L’ancrage de la médiation de l’AMF dans le paysage financier est attesté par les chiffres 2015 :

  • un nombre de saisines (1.406) en forte hausse (+ 40 %), soit un doublement en 4 ans, avec une tendance à + 10 % pour 2016
  • une nette augmentation des dossiers clôturés (+ 33 % à 1.284)
  • un fort accroissement du nombre d’avis du médiateur (+ 32 % à 364), et env. 500 en 2016
  • un pourcentage en hausse (62 %) d’avis favorable à l’épargnant (env. 50 % en moy. historique)
  • un taux d’adhésion élevé (93 %) et un taux de seulement 2% de mécontents après un avis défavorable.

Le médiateur de l’AMF publie un rapport annuel détaillé.

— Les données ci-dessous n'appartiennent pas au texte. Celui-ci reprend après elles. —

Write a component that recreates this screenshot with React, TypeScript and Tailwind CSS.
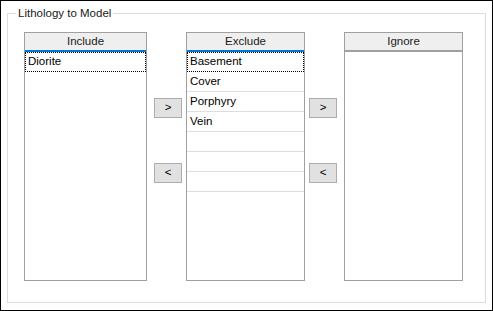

Mme Cohen-Branche a choisi de compléter cette communication par un journal de bord mensuel, évoquant des dossiers simples avec un enseignement pratique, dans une optique de pédagogie et de diffusion d’une jurisprudence progressivement constituée.

*

Les échanges avec le public ont permis de clarifier les modalités pratiques d’accès au dispositif par un épargnant s’estimant victime d’un dysfonctionnement. L’établissement dispose d’un délai de 2 mois pour répondre à une réclamation (entre la date de réclamation formelle au Service Réclamations et la date de la réponse définitive), le premier contact en agence (pourtant étape préalable standard de discussion amiable) n’étant pas pris en compte dans ce délai ; il faut alors constater le désaccord entre l’intéressé et l’établissement.